YaLTeR/niri

Support Custom modeline

Opened this issue · 5 comments

My display needs custom modeline timings set to work properly (my gpu can't reclock its memory). I'm just checking out Niri, but even if I don't end up using Niri long-term, this will be helpful for others.

An example config could be something like this:

output "DP-1" {
    mode "1332.75 3840 3888 3920 4000 2160 2163 2168 2314 +HSync -VSync"
}

Hm, I'm not sure off the bat how to do that, might need Smithay support.

Sway/wlroots supports it with output DP-1 modeline <modeline>. That might be useful for reference.

Should I create a related issue in Smithay?

I'll ask in the Smithay room. Maybe it can already do it.

FYI, I found out that linux can load custom edid firmware in KMS -- so it isn't strictly necessary to configure custom modelines from the compositor. That said, it will be much more user friendly to be able to set it from the compositor.


Here is some more info for anyone else who comes across this thread.

Having the kernel load custom edid firmware was easy. Just put the .bin in /usr/lib/firmware/edid/ and add drm.edid_firmware=edid/your_edid.bin to kernel cmdline.

The trouble comes in getting a proper edid binary. You can try edid-generator or building one from scratch, but most will be better off editing a copy of the existing firmware. You can grab a connection's edid with e.g. cat /sys/class/drm/card2-DP-5/edid > edid.bin.

In my case, I had to edit it by hand with a hex editor. None of the edid editors I found worked properly. wxEDID doesn't support DisplayID extension blocks -- though it may work for edid bins only containing EDID with CTA extension. CRU on wine supported all the exensions, but rewrote the entire edid assuming my display was a generic analog CRT. There is also edid-generator, but I didn't try that because I wanted to keep the other display properties from the original edid.
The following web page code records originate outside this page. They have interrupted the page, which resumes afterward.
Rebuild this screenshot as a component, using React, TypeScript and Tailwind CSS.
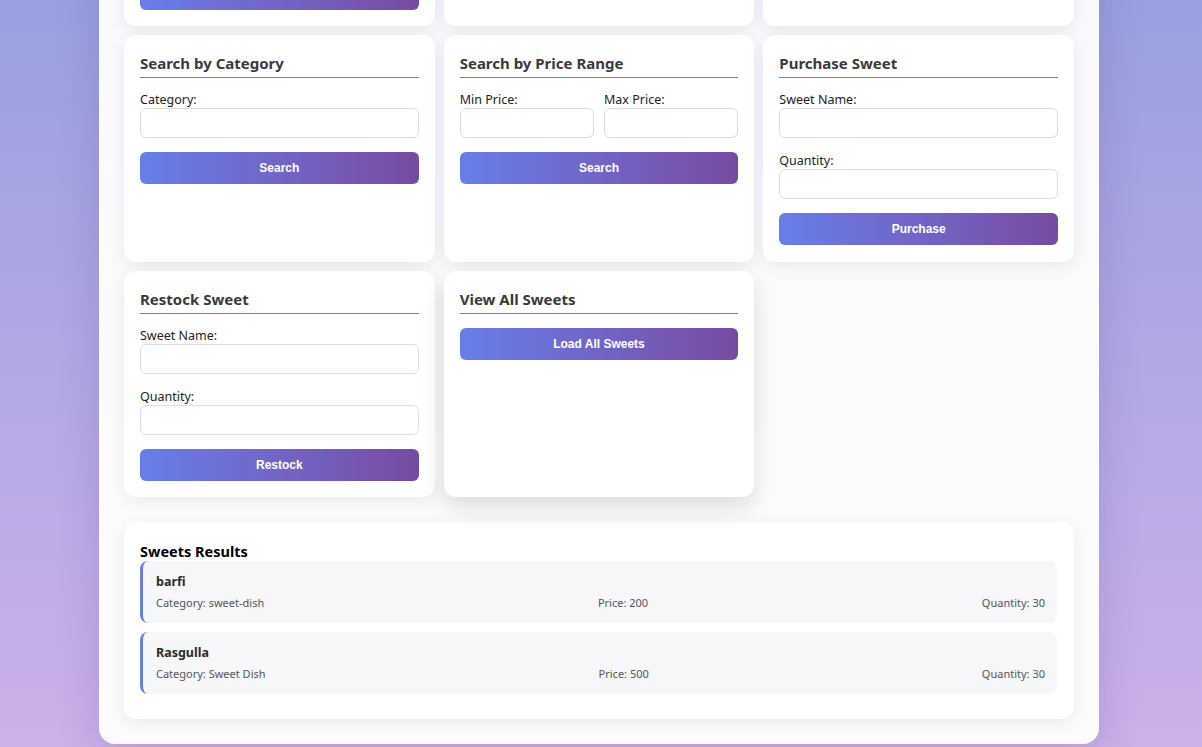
import React from "react";

const font = { fontFamily: '"Noto Sans", "Open Sans", sans-serif' };

type Field = { label: string };

function Label({ text }: { text: string }) {
  return <label className="block h-4 text-[12.5px] leading-4 text-[#222]">{text}</label>;
}

function Input() {
  return (
    <input
      type="text"
      className="block h-[30px] w-full rounded-md border border-[#dcdcdc] bg-white px-2 text-[13px] outline-none"
    />
  );
}

function GradientButton({ text }: { text: string }) {
  return (
    <button
      className="block h-8 w-full rounded-md bg-gradient-to-r from-[#667eea] to-[#764ba2] text-[12px] font-bold text-white"
      style={{ fontFamily: '"Liberation Sans", Arial, sans-serif' }}
    >
      {text}
    </button>
  );
}

function Card({
  title,
  fields = [],
  pair,
  button,
  lifted,
}: {
  title: string;
  fields?: Field[];
  pair?: [string, string];
  button?: string;
  lifted?: boolean;
}) {
  return (
    <div
      className={
        "rounded-xl bg-white px-4 pt-4 pb-[16.5px] " +
        (lifted
          ? "shadow-[0_10px_25px_rgba(0,0,0,0.13)]"
          : "shadow-[0_4px_18px_rgba(0,0,0,0.08)]")
      }
    >
      <h3 className="mb-[14px] h-[27px] border-b border-[#6f82b2] text-[15px] font-bold leading-6 text-[#3a3a3a]">
        {title}
      </h3>
      {pair && (
        <div className="mb-[14px] flex gap-[10px]">
          {pair.map((p) => (
            <div key={p} className="flex-1">
              <Label text={p} />
              <Input />
            </div>
          ))}
        </div>
      )}
      {fields.map((f, i) => (
        <div key={f.label} className={i === fields.length - 1 ? "mb-[14px]" : "mb-[15px]"}>
          <Label text={f.label} />
          <Input />
        </div>
      ))}
      {button && <GradientButton text={button} />}
    </div>
  );
}

const sweets = [
  { name: "barfi", category: "sweet-dish", price: 200, quantity: 30 },
  { name: "Rasgulla", category: "Sweet Dish", price: 500, quantity: 30 },
];

export default function App() {
  return (
    <div
      className="h-[747px] overflow-hidden bg-gradient-to-b from-[#99a0df] to-[#ccb0e9]"
      style={font}
    >
      <div className="-mt-[347.5px] ml-[99px] w-[1000px] rounded-2xl bg-white/95 px-[25px] pt-[25px] pb-[25px] shadow-[0_10px_40px_rgba(60,40,120,0.18)]">
        <div className="grid grid-cols-3 gap-[9px]">
          <Card
            title="Add New Sweet"
            fields={[
              { label: "Name:" },
              { label: "Category:" },
              { label: "Price:" },
              { label: "Quantity:" },
            ]}
            button="Add Sweet"
          />
          <Card title="Update Sweet" fields={[{ label: "Sweet ID:" }]} />
          <Card title="Delete Sweet" fields={[{ label: "Sweet ID:" }]} />

          <Card title="Search by Category" fields={[{ label: "Category:" }]} button="Search" />
          <Card title="Search by Price Range" pair={["Min Price:", "Max Price:"]} button="Search" />
          <Card
            title="Purchase Sweet"
            fields={[{ label: "Sweet Name:" }, { label: "Quantity:" }]}
            button="Purchase"
          />

          <Card
            title="Restock Sweet"
            fields={[{ label: "Sweet Name:" }, { label: "Quantity:" }]}
            button="Restock"
          />
          <Card title="View All Sweets" button="Load All Sweets" lifted />
        </div>

        <div className="mt-[25px] rounded-xl bg-white pt-5 pr-[17px] pb-[25px] pl-4 shadow-[0_4px_18px_rgba(0,0,0,0.08)]">
          <h3 className="mb-px text-[14.5px] font-bold leading-[18px] text-black">Sweets Results</h3>
          <div className="flex flex-col gap-[9px]">
            {sweets.map((s) => (
              <div
                key={s.name}
                className="rounded-lg border-l-[3px] border-[#667eea] bg-[#f6f7f9] py-3 pr-3 pl-[13px]"
              >
                <div className="text-[12.5px] font-bold leading-[18px] text-[#2a2a2a]">{s.name}</div>
                <div className="mt-1 flex justify-between text-[11px] leading-4 text-[#555]">
                  <span>Category: {s.category}</span>
                  <span>Price: {s.price}</span>
                  <span>Quantity: {s.quantity}</span>
                </div>
              </div>
            ))}
          </div>
        </div>
      </div>
    </div>
  );
}
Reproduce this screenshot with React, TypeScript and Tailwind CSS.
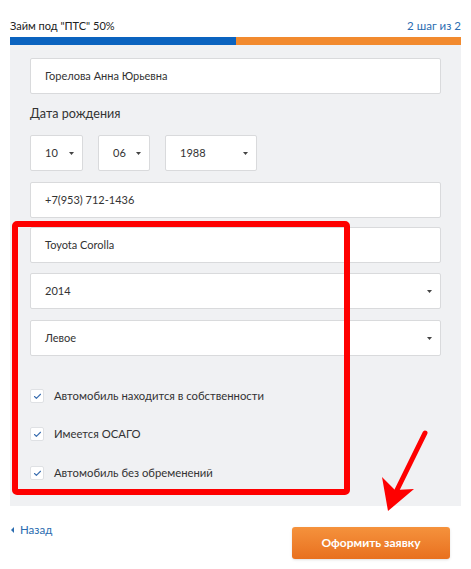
import { Check } from 'lucide-react';

const Caret = () => (
  <svg width="5" height="3" viewBox="0 0 5 3" className="shrink-0">
    <path d="M0 0 H5 L2.5 3 Z" fill="#444" />
  </svg>
);

const TextField = ({ value, className = '' }: { value: string; className?: string }) => (
  <div className={`h-[36px] bg-white border border-[#d9dadc] rounded-[2px] flex items-center pl-[14px] text-[11px] text-[#333] ${className}`}>
    {value}
  </div>
);

const SelectField = ({ value, className = '' }: { value: string; className?: string }) => (
  <div className={`h-[36px] bg-white border border-[#d9dadc] rounded-[2px] flex items-center justify-between pl-[14px] pr-[8px] text-[11px] text-[#333] ${className}`}>
    <span>{value}</span>
    <Caret />
  </div>
);

const CheckRow = ({ label, className = '' }: { label: string; className?: string }) => (
  <div className={`h-[20px] flex items-center gap-[10px] ${className}`}>
    <div className="w-[14px] h-[14px] bg-white border border-[#dfe1e4] rounded-[2px] flex items-center justify-center">
      <Check size={9} strokeWidth={3} className="text-[#3c6fb0]" />
    </div>
    <span className="text-[11.3px] text-[#333]">{label}</span>
  </div>
);

export default function App() {
  return (
    <div className="relative w-[471px] h-[569px] bg-white px-[10px] pt-[18px] overflow-hidden" style={{ fontFamily: 'Lato, "Open Sans", sans-serif' }}>
      {/* Header */}
      <div className="flex items-center justify-between h-[16px] text-[11px] leading-[16px]">
        <span className="text-[#222]">Займ под "ПТС" 50%</span>
        <span className="text-[#2b6cb0] text-[11.5px]">2 шаг из 2</span>
      </div>
      <div className="mt-[3px] h-[8px] flex">
        <div className="w-1/2 bg-[#0b63bf]" />
        <div className="w-1/2 bg-[#f28a2e]" />
      </div>

      {/* Form panel */}
      <div className="bg-[#f0f1f3] px-[20px] pt-[13px] pb-[23px] flex flex-col">
        <TextField value="Горелова Анна Юрьевна" className="h-[35px]" />
        <div className="mt-[10px] h-[20px] flex items-center text-[12.6px] text-[#333]">Дата рождения</div>
        <div className="mt-[11px] flex gap-[14px]">
          <SelectField value="10" className="w-[53px]" />
          <SelectField value="06" className="w-[52px] ml-[1px]" />
          <SelectField value="1988" className="w-[92px] ml-[1px]" />
        </div>
        <TextField value="+7(953) 712-1436" className="mt-[11px] h-[35px]" />
        <TextField value="Toyota Corolla" className="mt-[9px]" />
        <SelectField value="2014" className="mt-[10px] h-[35px]" />
        <SelectField value="Левое" className="mt-[11px]" />
        <CheckRow label="Автомобиль находится в собственности" className="mt-[30px]" />
        <CheckRow label="Имеется ОСАГО" className="mt-[18px]" />
        <CheckRow label="Автомобиль без обременений" className="mt-[19px]" />
      </div>

      {/* Footer */}
      <div className="mt-[21px] flex justify-between items-start">
        <a className="flex items-center gap-[6px] text-[11.5px] text-[#2b6cb0] -mt-[6px] ml-[1px]">
          <svg width="3" height="6" viewBox="0 0 3 6"><path d="M3 0 V6 L0 3 Z" fill="#2b6cb0" /></svg>
          Назад
        </a>
        <button className="w-[158px] h-[32px] mr-[11px] rounded-[3px] bg-gradient-to-b from-[#f5923c] to-[#e8701e] text-white text-[12px] font-bold shadow-sm">
          Оформить заявку
        </button>
      </div>

      {/* Annotation overlay */}
      <div className="absolute left-[12px] top-[221px] w-[338px] h-[274px] border-[6px] border-[#fe0000] rounded-[5px] pointer-events-none" />
      <svg className="absolute left-0 top-0 pointer-events-none" width="471" height="569">
        <line x1="425" y1="433" x2="396" y2="492" stroke="#fe0000" strokeWidth="5" strokeLinecap="round" />
        <polygon points="388,511 382,477 395,490 414,489" fill="#fe0000" />
      </svg>
    </div>
  );
}
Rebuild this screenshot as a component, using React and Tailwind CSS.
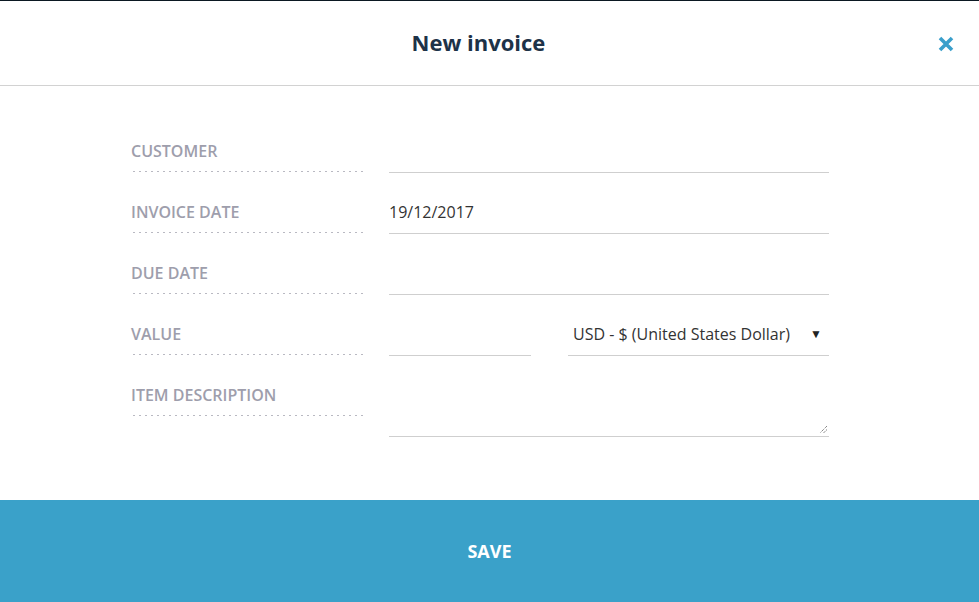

If one of the above tools I mentioned works for you, lucky you! Else, you can use a hex editor and follow the byte-maps described on Wikipedia's EDID and DisplayID pages. To help guide the edits, and to validate the changes use edid-decode. When you are done make sure to update the checksum bytes, if edid-decode says they don't match.

edrex commented

@FlyingWombat I went down the edid rabbit hole several years ago to add a missing half-res mode to my hidpi laptop panel. It worked but I don't recall what method I used to modify the edid file. I admire your determination :D Good job documenting the process; it's rather esoteric. Agreed that modelines in compositor are a desirable feature.